Klangmalerische und narrativ-suggestive Wirkungen, emotionale Ausbrüche, Kontraste von Spannung und Sinnieren, von Zartheit und Kraft, und immer wieder Nachhall und Stille: Diese Rhetorik korrespondierte aber auch mit Werken anderer Komponisten, die Ohta zueinander in Beziehung setzte. So zur minimalistischen Komposition „Void“ aus dem Jahr 1999 von Nikolaus Brass (geb. 1949), die von rhythmischen Pattern und elementaren Kontrasten – tief und hoch, strukturiert und gleichförmig geprägt ist. Karl Bohrmann sehr nahe – zumal beide deutlich Arnold Schönberg verpflichtet – erwies sich Tōru Takemitsu (1930-1996). Die heimatliche Tradition pflegend, wirkte „Les Yeux Clos II“ von 1989 des Japaners mystisch, von impressionistischer Atmosphäre getragen, aus der konkretisierende Ausbrüche empor tauchten.

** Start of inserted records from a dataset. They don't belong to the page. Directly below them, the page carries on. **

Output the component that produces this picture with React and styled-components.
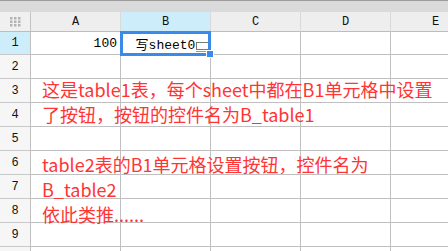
import React from "react";
import styled, { createGlobalStyle } from "styled-components";

const GlobalStyle = createGlobalStyle`
  html, body {
    margin: 0;
    padding: 0;
    background: #ffffff;
    overflow: hidden;
  }
`;

const columns = ["A", "B", "C", "D", "E"];
// the tenth row only peeks in at the bottom edge, its label stays below the fold
const rows = [1, 2, 3, 4, 5, 6, 7, 8, 9, 10];

const cellValues = {
  "A1": { text: "100", align: "right" },
  "B1": { text: "写sheet0", align: "center" }
};

const noteLines = [
  "这是table1表，每个sheet中都在B1单元格中设置",
  "了按钮，按钮的控件名为B_table1",
  "",
  "table2表的B1单元格设置按钮，控件名为",
  "B_table2",
  "依此类推......"
];

export default function App() {
  return (
    <Page>
      <GlobalStyle />
      <TopStrip />
      <Grid>
        <HeaderCell $corner>
          <CornerIcon />
        </HeaderCell>
        {columns.map(col => (
          <HeaderCell key={col} $selected={col === "B"}>
            {col}
          </HeaderCell>
        ))}
        {rows.map(row => (
          <React.Fragment key={row}>
            <RowHeader $selected={row === 1}>{row < 10 ? row : null}</RowHeader>
            {columns.map(col => {
              const value = cellValues[col + row];
              return (
                <Cell key={col + row} $align={value ? value.align : "left"}>
                  {value ? value.text : null}
                </Cell>
              );
            })}
          </React.Fragment>
        ))}
      </Grid>

      <ButtonWidget width="14" height="11" viewBox="0 0 14 11">
        <rect x="0.5" y="0.5" width="13" height="7" fill="none" stroke="#7a7a7a" />
        <line x1="0" y1="9.5" x2="14" y2="9.5" stroke="#9a9a9a" />
      </ButtonWidget>
      <Selection />
      <FillHandle />

      <NoteBox>
        {noteLines.map((line, i) => (
          <NoteLine key={i}>{line || "\u00a0"}</NoteLine>
        ))}
      </NoteBox>
    </Page>
  );
}

function CornerIcon() {
  const dots = [];
  for (let r = 0; r < 3; r++) {
    for (let c = 0; c < 3; c++) {
      dots.push(<rect key={r + "-" + c} x={c * 4} y={r * 3.5} width="2.5" height="2.5" fill="#b3b3b3" />);
    }
  }
  return (
    <svg width="11" height="10" viewBox="0 0 11 10">
      {dots}
    </svg>
  );
}

const Page = styled.div`
  position: relative;
  width: 448px;
  height: 251px;
  overflow: hidden;
  background: #ffffff;
  font-family: "Liberation Mono", "Noto Sans CJK SC", monospace;
`;

const TopStrip = styled.div`
  height: 12px;
  box-sizing: border-box;
  background: #dadada;
  border-top: 1px solid #9c9c9c;
`;

const Grid = styled.div`
  display: grid;
  grid-template-columns: 31px repeat(5, 90px);
  grid-template-rows: 20px 23px repeat(9, 24px);
  width: 481px;
`;

const HeaderCell = styled.div`
  box-sizing: border-box;
  display: flex;
  align-items: center;
  justify-content: center;
  background: ${p => (p.$selected ? "#cdedfa" : p.$corner ? "#f0f0f0" : "#eeeeee")};
  border-right: 1px solid ${p => (p.$corner ? "#c4c4c4" : "#d9d9d9")};
  border-bottom: 1px solid #bdbdbd;
  font-size: 12px;
  color: #111111;
  padding-top: 1px;
`;

const RowHeader = styled.div`
  box-sizing: border-box;
  display: flex;
  align-items: center;
  justify-content: center;
  background: ${p => (p.$selected ? "#cdedfa" : "#f6f6f6")};
  border-right: 1px solid #c0c0c0;
  border-bottom: 1px solid #c8c8c8;
  font-size: 12px;
  color: #111111;
`;

const Cell = styled.div`
  box-sizing: border-box;
  display: flex;
  align-items: center;
  justify-content: ${p =>
    p.$align === "right" ? "flex-end" : p.$align === "center" ? "center" : "flex-start"};
  padding: 0 3px;
  border-right: 1px solid #c0c0c0;
  border-bottom: 1px solid #c0c0c0;
  font-size: 13px;
  color: #000000;
  white-space: nowrap;
`;

const Selection = styled.div`
  position: absolute;
  left: 120px;
  top: 31px;
  width: 91px;
  height: 25px;
  box-sizing: border-box;
  border: 3px solid #3b8ae8;
  pointer-events: none;
`;

const FillHandle = styled.div`
  position: absolute;
  left: 207px;
  top: 51px;
  width: 6px;
  height: 6px;
  background: #3b8ae8;
  border: 1px solid #ffffff;
  box-sizing: content-box;
  margin: -1px 0 0 -1px;
`;

const ButtonWidget = styled.svg`
  position: absolute;
  left: 196px;
  top: 42px;
`;

const NoteBox = styled.div`
  position: absolute;
  left: 42px;
  top: 77px;
  font-family: "Noto Sans CJK SC", "Noto Sans", sans-serif;
  font-size: 18px;
  line-height: 25px;
  color: #ff3434;
  pointer-events: none;
`;

const NoteLine = styled.div`
  white-space: nowrap;
`;
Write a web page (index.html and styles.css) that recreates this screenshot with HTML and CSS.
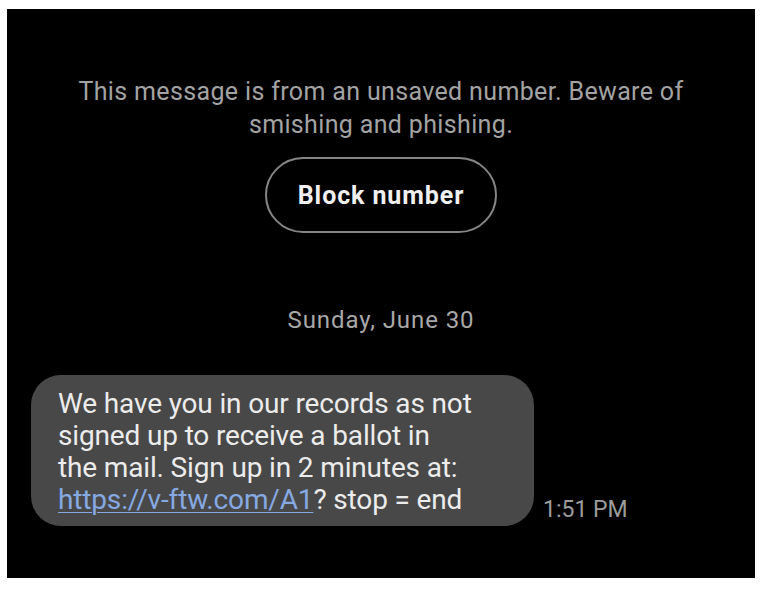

Eindrucksvolle Interpretationen bot Masako Ohta mit 12 pianistischen Stenographen aus der Sammlung „Játékok“ (Spiele / Work in progress) von György Kurtág (geb. 1926), bei dem die in München lebende japanische Pianistin einst Meisterkurse belegt hatte. Diese programmatischen Miniaturen sind geradezu der Inbegriff minimalistischer Reduktion auf die jeweilige Kernaussage. Bohrmanns Zeichnungen gleich, entblößen Kurtágs Mikroludien bisweilen in nur einer einzigen Phrase die Essenz des jeweiligen Gegenstandes – etwa „Aus der Ferne“ in bedächtiger Weite, „Stille“ durch Pausen fragmentiert oder „Liebe im Herzen, bittere Schmerzen… Hommage à Farkas Ferenc 4“ als kurze Pointe eines Sprichworts. Wenn er gewusst hätte, dass man so komponieren kann, wie Kurtág, dann hätte er den Weg des Komponisten gewählt – habe Bohrmann Masako Ohta einst gestanden, berichtete Brass. Ein Indiz mehr dafür, seine Zeichnungen als optisch ästhetische Notationen Neuer Musik aufzufassen.